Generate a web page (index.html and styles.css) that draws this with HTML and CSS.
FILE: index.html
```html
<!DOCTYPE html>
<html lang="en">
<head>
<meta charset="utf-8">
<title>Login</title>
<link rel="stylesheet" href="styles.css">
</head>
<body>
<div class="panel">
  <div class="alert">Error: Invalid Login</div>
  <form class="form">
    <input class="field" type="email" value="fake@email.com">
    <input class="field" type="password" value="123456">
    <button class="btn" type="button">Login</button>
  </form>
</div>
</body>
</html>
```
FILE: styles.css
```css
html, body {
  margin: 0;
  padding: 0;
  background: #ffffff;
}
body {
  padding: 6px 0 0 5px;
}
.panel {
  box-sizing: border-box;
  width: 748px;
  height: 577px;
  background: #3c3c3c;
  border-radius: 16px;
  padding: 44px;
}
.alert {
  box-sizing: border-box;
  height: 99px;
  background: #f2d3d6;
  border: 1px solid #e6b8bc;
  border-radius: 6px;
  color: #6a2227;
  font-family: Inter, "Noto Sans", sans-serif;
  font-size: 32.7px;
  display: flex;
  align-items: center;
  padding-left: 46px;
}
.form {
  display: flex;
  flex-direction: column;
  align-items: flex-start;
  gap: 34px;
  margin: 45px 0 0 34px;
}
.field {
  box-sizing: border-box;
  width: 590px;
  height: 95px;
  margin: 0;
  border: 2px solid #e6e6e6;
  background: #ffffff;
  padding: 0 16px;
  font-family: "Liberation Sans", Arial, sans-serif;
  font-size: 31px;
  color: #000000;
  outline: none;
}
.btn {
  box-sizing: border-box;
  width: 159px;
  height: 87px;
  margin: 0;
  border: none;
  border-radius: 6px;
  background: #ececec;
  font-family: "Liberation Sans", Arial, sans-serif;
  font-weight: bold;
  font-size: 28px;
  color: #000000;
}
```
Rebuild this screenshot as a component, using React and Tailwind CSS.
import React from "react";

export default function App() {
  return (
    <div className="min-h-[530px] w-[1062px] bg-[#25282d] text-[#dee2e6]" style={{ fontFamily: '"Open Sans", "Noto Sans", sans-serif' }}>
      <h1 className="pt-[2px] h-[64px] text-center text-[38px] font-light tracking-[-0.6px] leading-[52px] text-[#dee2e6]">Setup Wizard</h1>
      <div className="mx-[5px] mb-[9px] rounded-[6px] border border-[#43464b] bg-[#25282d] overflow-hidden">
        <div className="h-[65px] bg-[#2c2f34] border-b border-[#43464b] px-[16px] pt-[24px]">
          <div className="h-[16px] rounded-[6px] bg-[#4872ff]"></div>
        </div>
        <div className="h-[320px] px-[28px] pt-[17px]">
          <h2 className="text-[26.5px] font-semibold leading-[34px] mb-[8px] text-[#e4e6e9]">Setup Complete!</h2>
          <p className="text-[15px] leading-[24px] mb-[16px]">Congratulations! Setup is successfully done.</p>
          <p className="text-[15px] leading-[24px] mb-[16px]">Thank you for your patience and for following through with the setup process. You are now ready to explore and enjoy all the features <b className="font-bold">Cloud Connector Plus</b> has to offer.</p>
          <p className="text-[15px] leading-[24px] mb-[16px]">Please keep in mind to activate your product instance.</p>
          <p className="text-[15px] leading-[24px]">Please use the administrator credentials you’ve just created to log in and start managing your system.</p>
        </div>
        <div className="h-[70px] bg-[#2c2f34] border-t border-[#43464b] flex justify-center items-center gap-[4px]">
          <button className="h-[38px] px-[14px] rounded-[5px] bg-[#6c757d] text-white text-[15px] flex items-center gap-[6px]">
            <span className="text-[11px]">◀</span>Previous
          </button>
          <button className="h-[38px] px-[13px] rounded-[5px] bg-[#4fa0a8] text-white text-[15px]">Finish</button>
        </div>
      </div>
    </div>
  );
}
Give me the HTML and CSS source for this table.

**EXERCISE OBJECTIVE:**
Repeat each record exactly. Omit nothing.

**RESPONSE:**
Generate a web page (index.html and styles.css) that draws this with HTML and CSS.
FILE: index.html
```html
<!DOCTYPE html>
<html lang="en">
<head>
<meta charset="utf-8">
<title>Login</title>
<link rel="stylesheet" href="styles.css">
</head>
<body>
<div class="panel">
  <div class="alert">Error: Invalid Login</div>
  <form class="form">
    <input class="field" type="email" value="fake@email.com">
    <input class="field" type="password" value="123456">
    <button class="btn" type="button">Login</button>
  </form>
</div>
</body>
</html>
```
FILE: styles.css
```css
html, body {
  margin: 0;
  padding: 0;
  background: #ffffff;
}
body {
  padding: 6px 0 0 5px;
}
.panel {
  box-sizing: border-box;
  width: 748px;
  height: 577px;
  background: #3c3c3c;
  border-radius: 16px;
  padding: 44px;
}
.alert {
  box-sizing: border-box;
  height: 99px;
  background: #f2d3d6;
  border: 1px solid #e6b8bc;
  border-radius: 6px;
  color: #6a2227;
  font-family: Inter, "Noto Sans", sans-serif;
  font-size: 32.7px;
  display: flex;
  align-items: center;
  padding-left: 46px;
}
.form {
  display: flex;
  flex-direction: column;
  align-items: flex-start;
  gap: 34px;
  margin: 45px 0 0 34px;
}
.field {
  box-sizing: border-box;
  width: 590px;
  height: 95px;
  margin: 0;
  border: 2px solid #e6e6e6;
  background: #ffffff;
  padding: 0 16px;
  font-family: "Liberation Sans", Arial, sans-serif;
  font-size: 31px;
  color: #000000;
  outline: none;
}
.btn {
  box-sizing: border-box;
  width: 159px;
  height: 87px;
  margin: 0;
  border: none;
  border-radius: 6px;
  background: #ececec;
  font-family: "Liberation Sans", Arial, sans-serif;
  font-weight: bold;
  font-size: 28px;
  color: #000000;
}
```
Rebuild this screenshot as a component, using React and Tailwind CSS.
import React from "react";

export default function App() {
  return (
    <div className="min-h-[530px] w-[1062px] bg-[#25282d] text-[#dee2e6]" style={{ fontFamily: '"Open Sans", "Noto Sans", sans-serif' }}>
      <h1 className="pt-[2px] h-[64px] text-center text-[38px] font-light tracking-[-0.6px] leading-[52px] text-[#dee2e6]">Setup Wizard</h1>
      <div className="mx-[5px] mb-[9px] rounded-[6px] border border-[#43464b] bg-[#25282d] overflow-hidden">
        <div className="h-[65px] bg-[#2c2f34] border-b border-[#43464b] px-[16px] pt-[24px]">
          <div className="h-[16px] rounded-[6px] bg-[#4872ff]"></div>
        </div>
        <div className="h-[320px] px-[28px] pt-[17px]">
          <h2 className="text-[26.5px] font-semibold leading-[34px] mb-[8px] text-[#e4e6e9]">Setup Complete!</h2>
          <p className="text-[15px] leading-[24px] mb-[16px]">Congratulations! Setup is successfully done.</p>
          <p className="text-[15px] leading-[24px] mb-[16px]">Thank you for your patience and for following through with the setup process. You are now ready to explore and enjoy all the features <b className="font-bold">Cloud Connector Plus</b> has to offer.</p>
          <p className="text-[15px] leading-[24px] mb-[16px]">Please keep in mind to activate your product instance.</p>
          <p className="text-[15px] leading-[24px]">Please use the administrator credentials you’ve just created to log in and start managing your system.</p>
        </div>
        <div className="h-[70px] bg-[#2c2f34] border-t border-[#43464b] flex justify-center items-center gap-[4px]">
          <button className="h-[38px] px-[14px] rounded-[5px] bg-[#6c757d] text-white text-[15px] flex items-center gap-[6px]">
            <span className="text-[11px]">◀</span>Previous
          </button>
          <button className="h-[38px] px-[13px] rounded-[5px] bg-[#4fa0a8] text-white text-[15px]">Finish</button>
        </div>
      </div>
    </div>
  );
}
Give me the HTML and CSS source for this table.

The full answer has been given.